start Supplied material

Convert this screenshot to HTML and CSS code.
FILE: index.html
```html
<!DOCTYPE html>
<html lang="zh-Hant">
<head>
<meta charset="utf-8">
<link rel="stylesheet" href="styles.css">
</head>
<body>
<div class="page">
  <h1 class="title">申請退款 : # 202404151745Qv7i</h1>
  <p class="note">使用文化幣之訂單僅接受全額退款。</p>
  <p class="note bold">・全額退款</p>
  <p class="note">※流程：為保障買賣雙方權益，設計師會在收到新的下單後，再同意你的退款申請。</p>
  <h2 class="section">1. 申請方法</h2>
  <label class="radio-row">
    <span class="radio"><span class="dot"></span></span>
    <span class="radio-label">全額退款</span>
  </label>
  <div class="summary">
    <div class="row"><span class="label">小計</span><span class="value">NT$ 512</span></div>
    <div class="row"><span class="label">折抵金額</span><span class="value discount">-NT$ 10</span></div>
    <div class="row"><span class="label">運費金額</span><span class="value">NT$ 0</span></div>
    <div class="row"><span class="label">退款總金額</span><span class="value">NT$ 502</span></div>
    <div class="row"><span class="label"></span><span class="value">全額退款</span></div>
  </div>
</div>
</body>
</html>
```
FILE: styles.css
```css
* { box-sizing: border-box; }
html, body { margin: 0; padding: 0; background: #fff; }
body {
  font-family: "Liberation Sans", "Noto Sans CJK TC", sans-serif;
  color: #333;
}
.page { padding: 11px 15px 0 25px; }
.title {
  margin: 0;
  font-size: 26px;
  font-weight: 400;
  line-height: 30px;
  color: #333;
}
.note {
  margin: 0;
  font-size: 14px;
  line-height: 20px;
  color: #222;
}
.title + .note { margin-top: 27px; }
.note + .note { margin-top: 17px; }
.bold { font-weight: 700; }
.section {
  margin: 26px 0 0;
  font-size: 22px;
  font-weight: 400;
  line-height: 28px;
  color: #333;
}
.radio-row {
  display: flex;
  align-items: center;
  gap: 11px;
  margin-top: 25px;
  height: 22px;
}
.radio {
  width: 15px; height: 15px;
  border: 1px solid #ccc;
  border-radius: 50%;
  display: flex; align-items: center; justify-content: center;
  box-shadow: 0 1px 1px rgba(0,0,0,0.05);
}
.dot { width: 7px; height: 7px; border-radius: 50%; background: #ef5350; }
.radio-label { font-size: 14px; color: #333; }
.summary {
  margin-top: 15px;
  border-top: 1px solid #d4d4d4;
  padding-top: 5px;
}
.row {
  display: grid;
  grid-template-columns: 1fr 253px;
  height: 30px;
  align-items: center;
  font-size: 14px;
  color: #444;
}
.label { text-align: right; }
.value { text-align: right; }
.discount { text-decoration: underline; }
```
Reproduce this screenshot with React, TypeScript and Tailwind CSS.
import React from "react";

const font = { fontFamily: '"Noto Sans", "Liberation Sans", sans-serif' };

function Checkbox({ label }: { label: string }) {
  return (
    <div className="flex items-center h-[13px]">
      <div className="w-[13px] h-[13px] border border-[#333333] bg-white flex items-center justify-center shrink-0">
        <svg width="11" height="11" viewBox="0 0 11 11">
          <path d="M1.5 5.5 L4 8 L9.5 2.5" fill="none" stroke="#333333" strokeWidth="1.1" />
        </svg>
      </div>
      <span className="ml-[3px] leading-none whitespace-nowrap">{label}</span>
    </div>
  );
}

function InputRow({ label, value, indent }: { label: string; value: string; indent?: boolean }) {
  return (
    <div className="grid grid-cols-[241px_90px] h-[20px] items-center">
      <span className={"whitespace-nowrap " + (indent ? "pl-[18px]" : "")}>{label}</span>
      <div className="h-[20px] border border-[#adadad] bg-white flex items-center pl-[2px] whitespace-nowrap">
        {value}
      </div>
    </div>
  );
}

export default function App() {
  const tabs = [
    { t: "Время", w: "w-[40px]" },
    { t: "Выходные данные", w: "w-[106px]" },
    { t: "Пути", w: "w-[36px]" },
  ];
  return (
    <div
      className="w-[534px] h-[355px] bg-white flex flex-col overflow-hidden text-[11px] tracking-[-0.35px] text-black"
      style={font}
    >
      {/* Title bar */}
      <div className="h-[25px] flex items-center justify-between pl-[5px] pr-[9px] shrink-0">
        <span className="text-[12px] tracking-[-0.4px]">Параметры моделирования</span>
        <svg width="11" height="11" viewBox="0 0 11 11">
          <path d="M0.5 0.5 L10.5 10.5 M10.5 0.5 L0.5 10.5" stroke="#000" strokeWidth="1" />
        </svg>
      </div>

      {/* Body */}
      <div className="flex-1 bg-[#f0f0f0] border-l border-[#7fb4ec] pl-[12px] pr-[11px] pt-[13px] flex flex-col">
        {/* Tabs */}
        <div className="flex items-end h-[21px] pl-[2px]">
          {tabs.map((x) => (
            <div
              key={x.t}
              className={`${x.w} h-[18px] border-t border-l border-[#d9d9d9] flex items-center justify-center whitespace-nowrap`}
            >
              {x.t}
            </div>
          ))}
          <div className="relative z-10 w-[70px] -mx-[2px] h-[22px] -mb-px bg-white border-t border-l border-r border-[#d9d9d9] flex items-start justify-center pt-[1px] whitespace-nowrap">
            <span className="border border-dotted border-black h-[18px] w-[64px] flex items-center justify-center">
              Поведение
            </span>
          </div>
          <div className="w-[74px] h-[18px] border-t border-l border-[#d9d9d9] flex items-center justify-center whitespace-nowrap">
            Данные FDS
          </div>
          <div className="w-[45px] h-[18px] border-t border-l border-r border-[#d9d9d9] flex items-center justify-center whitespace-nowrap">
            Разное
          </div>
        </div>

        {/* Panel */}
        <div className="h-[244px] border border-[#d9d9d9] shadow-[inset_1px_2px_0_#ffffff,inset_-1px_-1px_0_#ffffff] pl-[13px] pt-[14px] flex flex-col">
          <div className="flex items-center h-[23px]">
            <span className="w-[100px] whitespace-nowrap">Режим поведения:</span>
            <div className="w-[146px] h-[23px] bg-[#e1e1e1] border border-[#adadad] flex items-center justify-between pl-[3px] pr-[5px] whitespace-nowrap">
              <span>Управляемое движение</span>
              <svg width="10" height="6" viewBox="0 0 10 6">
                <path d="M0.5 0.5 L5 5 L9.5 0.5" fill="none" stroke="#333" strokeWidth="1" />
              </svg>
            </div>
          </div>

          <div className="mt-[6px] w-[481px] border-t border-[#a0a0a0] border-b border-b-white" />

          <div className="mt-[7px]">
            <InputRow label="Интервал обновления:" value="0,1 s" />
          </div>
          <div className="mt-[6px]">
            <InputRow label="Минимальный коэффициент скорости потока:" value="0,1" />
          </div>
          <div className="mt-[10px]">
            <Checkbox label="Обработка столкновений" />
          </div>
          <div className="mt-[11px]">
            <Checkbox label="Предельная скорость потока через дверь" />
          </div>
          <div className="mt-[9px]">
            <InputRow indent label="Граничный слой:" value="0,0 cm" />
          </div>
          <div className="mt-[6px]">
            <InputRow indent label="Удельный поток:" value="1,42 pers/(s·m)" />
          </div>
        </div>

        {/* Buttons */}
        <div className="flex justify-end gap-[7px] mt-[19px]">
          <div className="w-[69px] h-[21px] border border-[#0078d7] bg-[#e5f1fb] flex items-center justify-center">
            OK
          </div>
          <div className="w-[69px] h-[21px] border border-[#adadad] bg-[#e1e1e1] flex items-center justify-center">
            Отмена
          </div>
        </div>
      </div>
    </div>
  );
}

end Supplied material

Write the complete data out, exactly as above.

Response below:
Convert this screenshot to HTML and CSS code.
FILE: index.html
```html
<!DOCTYPE html>
<html lang="zh-Hant">
<head>
<meta charset="utf-8">
<link rel="stylesheet" href="styles.css">
</head>
<body>
<div class="page">
  <h1 class="title">申請退款 : # 202404151745Qv7i</h1>
  <p class="note">使用文化幣之訂單僅接受全額退款。</p>
  <p class="note bold">・全額退款</p>
  <p class="note">※流程：為保障買賣雙方權益，設計師會在收到新的下單後，再同意你的退款申請。</p>
  <h2 class="section">1. 申請方法</h2>
  <label class="radio-row">
    <span class="radio"><span class="dot"></span></span>
    <span class="radio-label">全額退款</span>
  </label>
  <div class="summary">
    <div class="row"><span class="label">小計</span><span class="value">NT$ 512</span></div>
    <div class="row"><span class="label">折抵金額</span><span class="value discount">-NT$ 10</span></div>
    <div class="row"><span class="label">運費金額</span><span class="value">NT$ 0</span></div>
    <div class="row"><span class="label">退款總金額</span><span class="value">NT$ 502</span></div>
    <div class="row"><span class="label"></span><span class="value">全額退款</span></div>
  </div>
</div>
</body>
</html>
```
FILE: styles.css
```css
* { box-sizing: border-box; }
html, body { margin: 0; padding: 0; background: #fff; }
body {
  font-family: "Liberation Sans", "Noto Sans CJK TC", sans-serif;
  color: #333;
}
.page { padding: 11px 15px 0 25px; }
.title {
  margin: 0;
  font-size: 26px;
  font-weight: 400;
  line-height: 30px;
  color: #333;
}
.note {
  margin: 0;
  font-size: 14px;
  line-height: 20px;
  color: #222;
}
.title + .note { margin-top: 27px; }
.note + .note { margin-top: 17px; }
.bold { font-weight: 700; }
.section {
  margin: 26px 0 0;
  font-size: 22px;
  font-weight: 400;
  line-height: 28px;
  color: #333;
}
.radio-row {
  display: flex;
  align-items: center;
  gap: 11px;
  margin-top: 25px;
  height: 22px;
}
.radio {
  width: 15px; height: 15px;
  border: 1px solid #ccc;
  border-radius: 50%;
  display: flex; align-items: center; justify-content: center;
  box-shadow: 0 1px 1px rgba(0,0,0,0.05);
}
.dot { width: 7px; height: 7px; border-radius: 50%; background: #ef5350; }
.radio-label { font-size: 14px; color: #333; }
.summary {
  margin-top: 15px;
  border-top: 1px solid #d4d4d4;
  padding-top: 5px;
}
.row {
  display: grid;
  grid-template-columns: 1fr 253px;
  height: 30px;
  align-items: center;
  font-size: 14px;
  color: #444;
}
.label { text-align: right; }
.value { text-align: right; }
.discount { text-decoration: underline; }
```
Reproduce this screenshot with React, TypeScript and Tailwind CSS.
import React from "react";

const font = { fontFamily: '"Noto Sans", "Liberation Sans", sans-serif' };

function Checkbox({ label }: { label: string }) {
  return (
    <div className="flex items-center h-[13px]">
      <div className="w-[13px] h-[13px] border border-[#333333] bg-white flex items-center justify-center shrink-0">
        <svg width="11" height="11" viewBox="0 0 11 11">
          <path d="M1.5 5.5 L4 8 L9.5 2.5" fill="none" stroke="#333333" strokeWidth="1.1" />
        </svg>
      </div>
      <span className="ml-[3px] leading-none whitespace-nowrap">{label}</span>
    </div>
  );
}

function InputRow({ label, value, indent }: { label: string; value: string; indent?: boolean }) {
  return (
    <div className="grid grid-cols-[241px_90px] h-[20px] items-center">
      <span className={"whitespace-nowrap " + (indent ? "pl-[18px]" : "")}>{label}</span>
      <div className="h-[20px] border border-[#adadad] bg-white flex items-center pl-[2px] whitespace-nowrap">
        {value}
      </div>
    </div>
  );
}

export default function App() {
  const tabs = [
    { t: "Время", w: "w-[40px]" },
    { t: "Выходные данные", w: "w-[106px]" },
    { t: "Пути", w: "w-[36px]" },
  ];
  return (
    <div
      className="w-[534px] h-[355px] bg-white flex flex-col overflow-hidden text-[11px] tracking-[-0.35px] text-black"
      style={font}
    >
      {/* Title bar */}
      <div className="h-[25px] flex items-center justify-between pl-[5px] pr-[9px] shrink-0">
        <span className="text-[12px] tracking-[-0.4px]">Параметры моделирования</span>
        <svg width="11" height="11" viewBox="0 0 11 11">
          <path d="M0.5 0.5 L10.5 10.5 M10.5 0.5 L0.5 10.5" stroke="#000" strokeWidth="1" />
        </svg>
      </div>

      {/* Body */}
      <div className="flex-1 bg-[#f0f0f0] border-l border-[#7fb4ec] pl-[12px] pr-[11px] pt-[13px] flex flex-col">
        {/* Tabs */}
        <div className="flex items-end h-[21px] pl-[2px]">
          {tabs.map((x) => (
            <div
              key={x.t}
              className={`${x.w} h-[18px] border-t border-l border-[#d9d9d9] flex items-center justify-center whitespace-nowrap`}
            >
              {x.t}
            </div>
          ))}
          <div className="relative z-10 w-[70px] -mx-[2px] h-[22px] -mb-px bg-white border-t border-l border-r border-[#d9d9d9] flex items-start justify-center pt-[1px] whitespace-nowrap">
            <span className="border border-dotted border-black h-[18px] w-[64px] flex items-center justify-center">
              Поведение
            </span>
          </div>
          <div className="w-[74px] h-[18px] border-t border-l border-[#d9d9d9] flex items-center justify-center whitespace-nowrap">
            Данные FDS
          </div>
          <div className="w-[45px] h-[18px] border-t border-l border-r border-[#d9d9d9] flex items-center justify-center whitespace-nowrap">
            Разное
          </div>
        </div>

        {/* Panel */}
        <div className="h-[244px] border border-[#d9d9d9] shadow-[inset_1px_2px_0_#ffffff,inset_-1px_-1px_0_#ffffff] pl-[13px] pt-[14px] flex flex-col">
          <div className="flex items-center h-[23px]">
            <span className="w-[100px] whitespace-nowrap">Режим поведения:</span>
            <div className="w-[146px] h-[23px] bg-[#e1e1e1] border border-[#adadad] flex items-center justify-between pl-[3px] pr-[5px] whitespace-nowrap">
              <span>Управляемое движение</span>
              <svg width="10" height="6" viewBox="0 0 10 6">
                <path d="M0.5 0.5 L5 5 L9.5 0.5" fill="none" stroke="#333" strokeWidth="1" />
              </svg>
            </div>
          </div>

          <div className="mt-[6px] w-[481px] border-t border-[#a0a0a0] border-b border-b-white" />

          <div className="mt-[7px]">
            <InputRow label="Интервал обновления:" value="0,1 s" />
          </div>
          <div className="mt-[6px]">
            <InputRow label="Минимальный коэффициент скорости потока:" value="0,1" />
          </div>
          <div className="mt-[10px]">
            <Checkbox label="Обработка столкновений" />
          </div>
          <div className="mt-[11px]">
            <Checkbox label="Предельная скорость потока через дверь" />
          </div>
          <div className="mt-[9px]">
            <InputRow indent label="Граничный слой:" value="0,0 cm" />
          </div>
          <div className="mt-[6px]">
            <InputRow indent label="Удельный поток:" value="1,42 pers/(s·m)" />
          </div>
        </div>

        {/* Buttons */}
        <div className="flex justify-end gap-[7px] mt-[19px]">
          <div className="w-[69px] h-[21px] border border-[#0078d7] bg-[#e5f1fb] flex items-center justify-center">
            OK
          </div>
          <div className="w-[69px] h-[21px] border border-[#adadad] bg-[#e1e1e1] flex items-center justify-center">
            Отмена
          </div>
        </div>
      </div>
    </div>
  );
}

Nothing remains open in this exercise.